◆ Work to complete: Report how many lines contain "screenshot"; state the number and nothing else.

◆ The data:

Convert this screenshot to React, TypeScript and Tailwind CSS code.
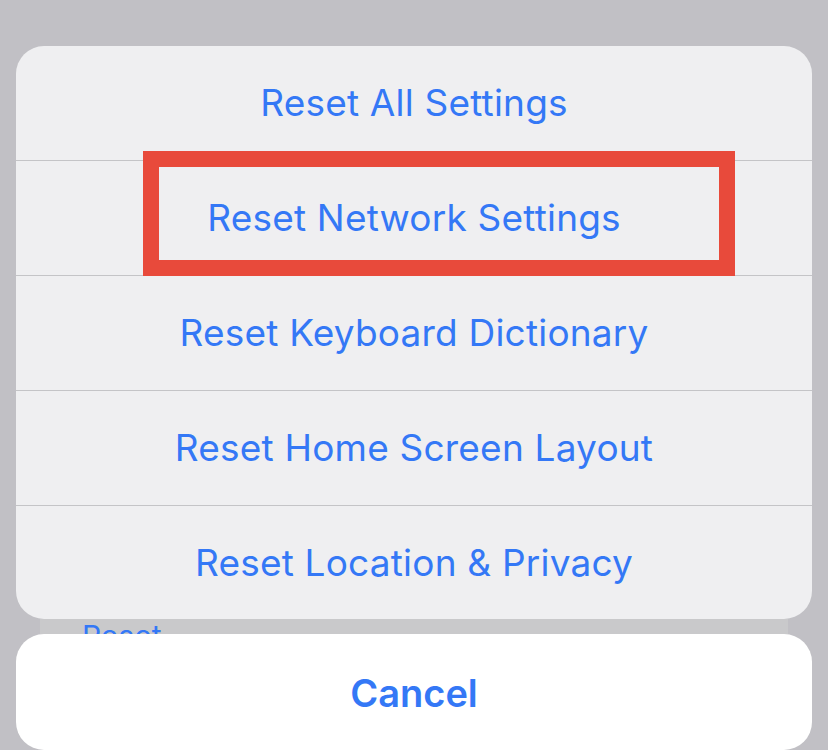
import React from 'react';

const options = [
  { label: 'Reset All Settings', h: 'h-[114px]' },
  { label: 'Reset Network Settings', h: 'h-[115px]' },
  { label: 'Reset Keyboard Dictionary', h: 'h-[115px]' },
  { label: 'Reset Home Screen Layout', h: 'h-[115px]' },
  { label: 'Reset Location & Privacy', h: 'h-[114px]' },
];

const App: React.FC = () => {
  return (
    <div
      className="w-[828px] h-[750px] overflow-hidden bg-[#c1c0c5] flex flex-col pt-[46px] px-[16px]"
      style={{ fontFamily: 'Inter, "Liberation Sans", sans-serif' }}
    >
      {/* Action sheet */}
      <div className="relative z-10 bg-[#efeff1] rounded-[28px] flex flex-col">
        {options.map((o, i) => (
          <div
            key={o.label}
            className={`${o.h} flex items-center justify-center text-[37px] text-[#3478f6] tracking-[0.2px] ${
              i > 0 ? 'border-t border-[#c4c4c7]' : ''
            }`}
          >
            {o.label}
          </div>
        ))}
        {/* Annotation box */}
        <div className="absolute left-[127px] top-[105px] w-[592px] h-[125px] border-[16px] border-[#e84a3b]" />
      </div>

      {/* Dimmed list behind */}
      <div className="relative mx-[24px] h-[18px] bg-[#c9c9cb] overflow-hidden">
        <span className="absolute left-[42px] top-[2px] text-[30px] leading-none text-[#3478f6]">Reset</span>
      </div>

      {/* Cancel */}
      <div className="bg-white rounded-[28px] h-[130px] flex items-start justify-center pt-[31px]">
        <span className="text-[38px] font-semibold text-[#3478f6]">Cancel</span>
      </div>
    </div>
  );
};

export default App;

---

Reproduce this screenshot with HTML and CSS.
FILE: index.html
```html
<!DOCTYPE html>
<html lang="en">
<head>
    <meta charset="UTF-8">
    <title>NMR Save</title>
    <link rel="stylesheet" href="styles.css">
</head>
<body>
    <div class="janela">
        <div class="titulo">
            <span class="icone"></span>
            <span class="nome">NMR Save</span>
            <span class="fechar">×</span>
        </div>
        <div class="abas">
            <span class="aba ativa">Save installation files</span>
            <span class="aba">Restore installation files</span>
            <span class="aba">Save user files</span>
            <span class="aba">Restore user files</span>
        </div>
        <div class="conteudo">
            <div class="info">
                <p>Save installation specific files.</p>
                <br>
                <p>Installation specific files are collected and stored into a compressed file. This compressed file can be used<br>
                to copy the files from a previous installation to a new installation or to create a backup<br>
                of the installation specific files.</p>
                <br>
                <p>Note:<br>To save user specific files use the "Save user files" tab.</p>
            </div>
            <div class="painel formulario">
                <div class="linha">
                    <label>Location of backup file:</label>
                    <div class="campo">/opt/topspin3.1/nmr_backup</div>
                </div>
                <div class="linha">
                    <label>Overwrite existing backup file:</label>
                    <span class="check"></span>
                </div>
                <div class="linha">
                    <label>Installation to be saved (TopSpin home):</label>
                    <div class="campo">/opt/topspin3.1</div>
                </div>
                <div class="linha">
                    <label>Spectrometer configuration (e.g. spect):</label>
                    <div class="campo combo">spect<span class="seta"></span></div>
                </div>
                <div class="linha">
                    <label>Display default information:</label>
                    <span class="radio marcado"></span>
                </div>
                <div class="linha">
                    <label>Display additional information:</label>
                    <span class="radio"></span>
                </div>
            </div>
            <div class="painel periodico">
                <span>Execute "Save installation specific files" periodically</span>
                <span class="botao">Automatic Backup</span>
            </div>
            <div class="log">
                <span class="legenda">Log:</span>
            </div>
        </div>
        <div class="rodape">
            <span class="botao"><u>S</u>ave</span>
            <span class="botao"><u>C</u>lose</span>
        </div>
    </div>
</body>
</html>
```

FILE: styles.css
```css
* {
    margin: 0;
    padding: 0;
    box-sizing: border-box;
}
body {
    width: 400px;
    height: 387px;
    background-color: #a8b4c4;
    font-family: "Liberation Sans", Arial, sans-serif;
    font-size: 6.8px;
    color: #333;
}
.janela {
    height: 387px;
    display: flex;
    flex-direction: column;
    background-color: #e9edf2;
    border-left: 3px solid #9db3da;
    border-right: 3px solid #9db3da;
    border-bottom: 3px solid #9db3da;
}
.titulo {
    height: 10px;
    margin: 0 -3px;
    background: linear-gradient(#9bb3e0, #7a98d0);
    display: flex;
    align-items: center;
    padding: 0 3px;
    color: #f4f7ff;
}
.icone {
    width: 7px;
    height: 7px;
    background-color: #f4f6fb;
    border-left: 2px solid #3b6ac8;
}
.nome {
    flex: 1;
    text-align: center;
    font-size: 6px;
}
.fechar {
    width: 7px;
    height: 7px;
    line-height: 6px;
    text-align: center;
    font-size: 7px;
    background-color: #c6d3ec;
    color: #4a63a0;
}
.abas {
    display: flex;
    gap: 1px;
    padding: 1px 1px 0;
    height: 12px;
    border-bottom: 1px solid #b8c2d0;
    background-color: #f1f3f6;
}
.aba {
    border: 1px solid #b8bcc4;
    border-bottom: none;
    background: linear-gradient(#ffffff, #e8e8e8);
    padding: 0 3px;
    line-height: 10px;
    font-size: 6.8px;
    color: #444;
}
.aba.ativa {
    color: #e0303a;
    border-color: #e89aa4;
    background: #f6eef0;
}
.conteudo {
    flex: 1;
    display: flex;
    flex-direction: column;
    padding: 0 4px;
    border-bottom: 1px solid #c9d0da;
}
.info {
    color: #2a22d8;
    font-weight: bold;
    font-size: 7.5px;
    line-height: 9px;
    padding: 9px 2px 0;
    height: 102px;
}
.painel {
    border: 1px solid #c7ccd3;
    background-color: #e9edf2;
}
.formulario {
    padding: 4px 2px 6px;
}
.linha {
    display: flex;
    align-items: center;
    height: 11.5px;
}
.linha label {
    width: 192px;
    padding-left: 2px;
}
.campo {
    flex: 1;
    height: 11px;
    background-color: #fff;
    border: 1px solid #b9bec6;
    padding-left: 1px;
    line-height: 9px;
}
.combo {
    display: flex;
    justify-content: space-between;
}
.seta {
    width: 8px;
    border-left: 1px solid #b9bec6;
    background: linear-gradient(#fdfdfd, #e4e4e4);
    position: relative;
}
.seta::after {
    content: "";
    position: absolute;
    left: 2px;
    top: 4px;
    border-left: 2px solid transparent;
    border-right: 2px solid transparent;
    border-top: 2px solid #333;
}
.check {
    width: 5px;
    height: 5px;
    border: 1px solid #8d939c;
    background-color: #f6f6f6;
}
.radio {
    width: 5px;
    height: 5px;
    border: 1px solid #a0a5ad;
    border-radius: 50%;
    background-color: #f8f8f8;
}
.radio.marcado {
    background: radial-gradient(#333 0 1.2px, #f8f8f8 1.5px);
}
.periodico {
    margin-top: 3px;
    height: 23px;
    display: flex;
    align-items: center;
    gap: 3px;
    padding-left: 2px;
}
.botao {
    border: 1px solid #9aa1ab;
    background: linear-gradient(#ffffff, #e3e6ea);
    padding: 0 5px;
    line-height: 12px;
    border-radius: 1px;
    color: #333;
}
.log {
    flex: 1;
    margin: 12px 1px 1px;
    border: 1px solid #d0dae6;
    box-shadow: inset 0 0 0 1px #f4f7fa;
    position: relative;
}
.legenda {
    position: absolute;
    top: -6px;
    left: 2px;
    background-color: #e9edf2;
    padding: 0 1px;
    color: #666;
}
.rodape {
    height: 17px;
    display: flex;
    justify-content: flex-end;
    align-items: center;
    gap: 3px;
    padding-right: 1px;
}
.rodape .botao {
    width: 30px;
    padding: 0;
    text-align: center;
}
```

---

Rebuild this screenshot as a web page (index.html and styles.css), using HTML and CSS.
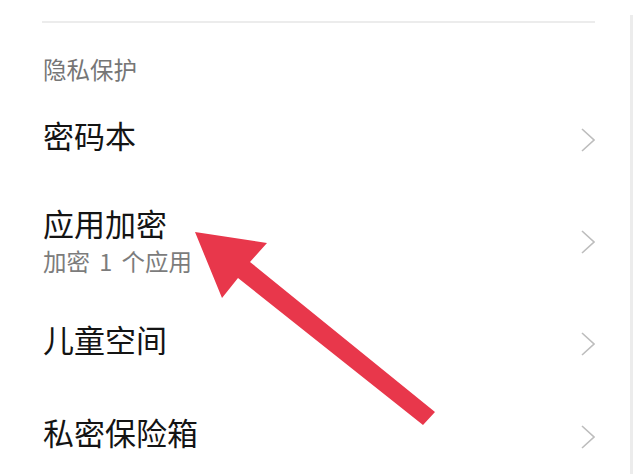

◆ Exercise output: 3